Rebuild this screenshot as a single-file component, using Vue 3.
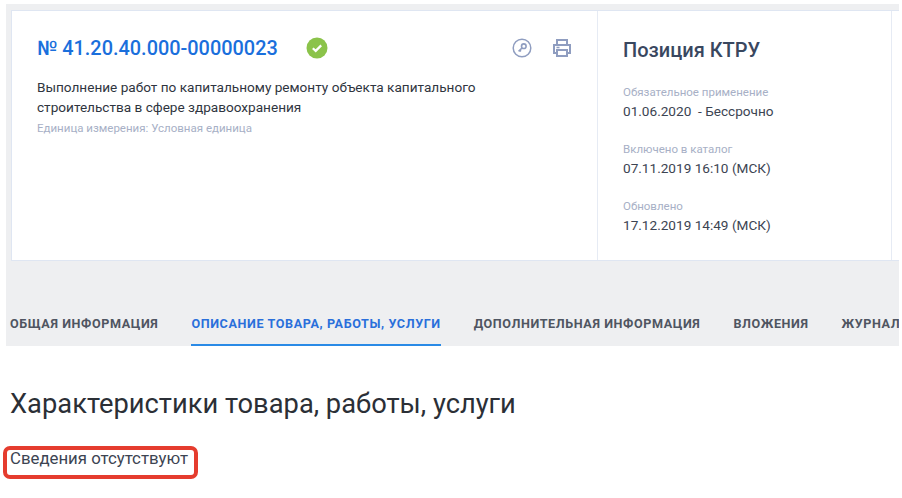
<template>
  <div class="page">
    <div class="top">
      <div class="card">
        <div class="main">
          <div class="head">
            <a class="number">№ 41.20.40.000-00000023</a>
            <svg class="ok" width="22" height="22" viewBox="0 0 22 22">
              <circle cx="11" cy="11" r="10.5" fill="#8bc34a" />
              <path d="M6.8 11.2l2.9 2.7L15.2 8.4" fill="none" stroke="#fff" stroke-width="2.2" />
            </svg>
            <div class="tools">
              <svg width="20" height="20" viewBox="0 0 20 20" fill="none" stroke="#8f9dc0">
                <circle cx="10" cy="10" r="8.8" stroke-width="1.5" />
                <circle cx="11.8" cy="8.2" r="2.3" stroke-width="1.6" />
                <path d="M10.2 9.8L6.6 13.4M7.8 12.2l1.2 1.2" stroke-width="1.6" />
              </svg>
              <svg width="20" height="20" viewBox="0 0 20 20" fill="none" stroke="#8f9dc0" stroke-width="2">
                <path d="M5 7V2h10v5" />
                <path d="M5 15H2V7h16v8h-3" />
                <path d="M5 12h10v6H5z" />
                <path d="M4.5 9.5h3" stroke-width="1.5" />
              </svg>
            </div>
          </div>
          <p class="desc">Выполнение работ по капитальному ремонту объекта капитального строительства в сфере здравоохранения</p>
          <p class="unit">Единица измерения: Условная единица</p>
        </div>
        <div class="side">
          <h2>Позиция КТРУ</h2>
          <div v-for="item in dates" :key="item.label" class="date">
            <div class="label">{{ item.label }}</div>
            <div class="value">{{ item.value }}</div>
          </div>
        </div>
        <div class="rest"></div>
      </div>
      <nav class="tabs">
        <a
          v-for="tab in tabs"
          :key="tab"
          class="tab"
          :class="{ active: tab === activeTab }"
        >{{ tab }}</a>
      </nav>
    </div>
    <h1>Характеристики товара, работы, услуги</h1>
    <div class="none">Сведения отсутствуют</div>
  </div>
</template>

<script setup>
const activeTab = 'ОПИСАНИЕ ТОВАРА, РАБОТЫ, УСЛУГИ'

const tabs = [
  'ОБЩАЯ ИНФОРМАЦИЯ',
  'ОПИСАНИЕ ТОВАРА, РАБОТЫ, УСЛУГИ',
  'ДОПОЛНИТЕЛЬНАЯ ИНФОРМАЦИЯ',
  'ВЛОЖЕНИЯ',
  'ЖУРНАЛ'
]

const dates = [
  { label: 'Обязательное применение', value: '01.06.2020 \u00a0- Бессрочно' },
  { label: 'Включено в каталог', value: '07.11.2019 16:10 (МСК)' },
  { label: 'Обновлено', value: '17.12.2019 14:49 (МСК)' }
]
</script>

<style>
html,
body {
  background: #fff;
  overflow: hidden;
}
</style>

<style scoped>
.page {
  width: 902px;
  height: 498px;
  overflow: hidden;
  font-family: Roboto, "Liberation Sans", sans-serif;
  padding-top: 4px;
  box-sizing: border-box;
}

.top {
  margin-left: 6px;
  width: 893px;
  height: 342px;
  background: #eeeff1;
  padding: 6px 0 0 5px;
  box-sizing: border-box;
  overflow: hidden;
}

.card {
  display: flex;
  height: 251px;
  width: 888px;
  background: #fff;
  border: 1px solid #dfe6f2;
  border-right: 0;
  box-sizing: border-box;
}

.main {
  width: 586px;
  padding: 25px 25px 0 25px;
  box-sizing: border-box;
  border-right: 1px solid #e6ebf4;
}

.head {
  display: flex;
  align-items: center;
  height: 24px;
}

.number {
  font-size: 19.9px;
  font-weight: 500;
  color: #1a6fdc;
}

.ok {
  margin-left: 28px;
}

.tools {
  margin-left: auto;
  display: flex;
  gap: 20px;
}

.desc {
  margin: 17px 0 0;
  width: 470px;
  font-size: 13.6px;
  line-height: 20px;
  color: #2f3540;
}

.unit {
  margin: 4px 0 0;
  font-size: 11.5px;
  line-height: 15px;
  color: #a7b0c6;
}

.side {
  width: 294px;
  padding: 26px 0 0 25px;
  box-sizing: border-box;
  border-right: 1px solid #e6ebf4;
}

.side h2 {
  margin: 0 0 22px;
  font-size: 20px;
  line-height: 26px;
  font-weight: 500;
  color: #39475f;
}

.date {
  margin-bottom: 22px;
}

.label {
  font-size: 11.5px;
  line-height: 15px;
  color: #a7b0c6;
}

.value {
  margin-top: 2px;
  font-size: 13.6px;
  line-height: 18px;
  color: #3c4452;
}

.rest {
  flex: 1;
}

.tabs {
  display: flex;
  gap: 33px;
  margin: 55px 0 0 -1px;
  white-space: nowrap;
}

.tab {
  font-size: 12.6px;
  font-weight: 700;
  letter-spacing: 0.6px;
  line-height: 16px;
  padding-bottom: 12px;
  color: #4f5561;
}

.tab.active {
  color: #2a6fdb;
  border-bottom: 2px solid #2a8ae6;
}

h1 {
  margin: 41px 0 0 10px;
  font-size: 27.3px;
  font-weight: 400;
  line-height: 34px;
  color: #2b2f36;
}

.none {
  margin: 25px 0 0 3px;
  width: 195px;
  height: 33px;
  border: 4px solid #e53c2e;
  border-radius: 7px;
  box-sizing: border-box;
  padding: 0 0 0 3px;
  font-size: 16.8px;
  line-height: 16px;
  color: #3c4452;
}
</style>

EXERCISE BRIEF: Copy all the lines of data exactly as they appear, dropping any images.

RESPONSE FOR THIS EXERCISE:
Rebuild this screenshot as a single-file component, using Vue 3.
<template>
  <div class="page">
    <div class="top">
      <div class="card">
        <div class="main">
          <div class="head">
            <a class="number">№ 41.20.40.000-00000023</a>
            <svg class="ok" width="22" height="22" viewBox="0 0 22 22">
              <circle cx="11" cy="11" r="10.5" fill="#8bc34a" />
              <path d="M6.8 11.2l2.9 2.7L15.2 8.4" fill="none" stroke="#fff" stroke-width="2.2" />
            </svg>
            <div class="tools">
              <svg width="20" height="20" viewBox="0 0 20 20" fill="none" stroke="#8f9dc0">
                <circle cx="10" cy="10" r="8.8" stroke-width="1.5" />
                <circle cx="11.8" cy="8.2" r="2.3" stroke-width="1.6" />
                <path d="M10.2 9.8L6.6 13.4M7.8 12.2l1.2 1.2" stroke-width="1.6" />
              </svg>
              <svg width="20" height="20" viewBox="0 0 20 20" fill="none" stroke="#8f9dc0" stroke-width="2">
                <path d="M5 7V2h10v5" />
                <path d="M5 15H2V7h16v8h-3" />
                <path d="M5 12h10v6H5z" />
                <path d="M4.5 9.5h3" stroke-width="1.5" />
              </svg>
            </div>
          </div>
          <p class="desc">Выполнение работ по капитальному ремонту объекта капитального строительства в сфере здравоохранения</p>
          <p class="unit">Единица измерения: Условная единица</p>
        </div>
        <div class="side">
          <h2>Позиция КТРУ</h2>
          <div v-for="item in dates" :key="item.label" class="date">
            <div class="label">{{ item.label }}</div>
            <div class="value">{{ item.value }}</div>
          </div>
        </div>
        <div class="rest"></div>
      </div>
      <nav class="tabs">
        <a
          v-for="tab in tabs"
          :key="tab"
          class="tab"
          :class="{ active: tab === activeTab }"
        >{{ tab }}</a>
      </nav>
    </div>
    <h1>Характеристики товара, работы, услуги</h1>
    <div class="none">Сведения отсутствуют</div>
  </div>
</template>

<script setup>
const activeTab = 'ОПИСАНИЕ ТОВАРА, РАБОТЫ, УСЛУГИ'

const tabs = [
  'ОБЩАЯ ИНФОРМАЦИЯ',
  'ОПИСАНИЕ ТОВАРА, РАБОТЫ, УСЛУГИ',
  'ДОПОЛНИТЕЛЬНАЯ ИНФОРМАЦИЯ',
  'ВЛОЖЕНИЯ',
  'ЖУРНАЛ'
]

const dates = [
  { label: 'Обязательное применение', value: '01.06.2020 \u00a0- Бессрочно' },
  { label: 'Включено в каталог', value: '07.11.2019 16:10 (МСК)' },
  { label: 'Обновлено', value: '17.12.2019 14:49 (МСК)' }
]
</script>

<style>
html,
body {
  background: #fff;
  overflow: hidden;
}
</style>

<style scoped>
.page {
  width: 902px;
  height: 498px;
  overflow: hidden;
  font-family: Roboto, "Liberation Sans", sans-serif;
  padding-top: 4px;
  box-sizing: border-box;
}

.top {
  margin-left: 6px;
  width: 893px;
  height: 342px;
  background: #eeeff1;
  padding: 6px 0 0 5px;
  box-sizing: border-box;
  overflow: hidden;
}

.card {
  display: flex;
  height: 251px;
  width: 888px;
  background: #fff;
  border: 1px solid #dfe6f2;
  border-right: 0;
  box-sizing: border-box;
}

.main {
  width: 586px;
  padding: 25px 25px 0 25px;
  box-sizing: border-box;
  border-right: 1px solid #e6ebf4;
}

.head {
  display: flex;
  align-items: center;
  height: 24px;
}

.number {
  font-size: 19.9px;
  font-weight: 500;
  color: #1a6fdc;
}

.ok {
  margin-left: 28px;
}

.tools {
  margin-left: auto;
  display: flex;
  gap: 20px;
}

.desc {
  margin: 17px 0 0;
  width: 470px;
  font-size: 13.6px;
  line-height: 20px;
  color: #2f3540;
}

.unit {
  margin: 4px 0 0;
  font-size: 11.5px;
  line-height: 15px;
  color: #a7b0c6;
}

.side {
  width: 294px;
  padding: 26px 0 0 25px;
  box-sizing: border-box;
  border-right: 1px solid #e6ebf4;
}

.side h2 {
  margin: 0 0 22px;
  font-size: 20px;
  line-height: 26px;
  font-weight: 500;
  color: #39475f;
}

.date {
  margin-bottom: 22px;
}

.label {
  font-size: 11.5px;
  line-height: 15px;
  color: #a7b0c6;
}

.value {
  margin-top: 2px;
  font-size: 13.6px;
  line-height: 18px;
  color: #3c4452;
}

.rest {
  flex: 1;
}

.tabs {
  display: flex;
  gap: 33px;
  margin: 55px 0 0 -1px;
  white-space: nowrap;
}

.tab {
  font-size: 12.6px;
  font-weight: 700;
  letter-spacing: 0.6px;
  line-height: 16px;
  padding-bottom: 12px;
  color: #4f5561;
}

.tab.active {
  color: #2a6fdb;
  border-bottom: 2px solid #2a8ae6;
}

h1 {
  margin: 41px 0 0 10px;
  font-size: 27.3px;
  font-weight: 400;
  line-height: 34px;
  color: #2b2f36;
}

.none {
  margin: 25px 0 0 3px;
  width: 195px;
  height: 33px;
  border: 4px solid #e53c2e;
  border-radius: 7px;
  box-sizing: border-box;
  padding: 0 0 0 3px;
  font-size: 16.8px;
  line-height: 16px;
  color: #3c4452;
}
</style>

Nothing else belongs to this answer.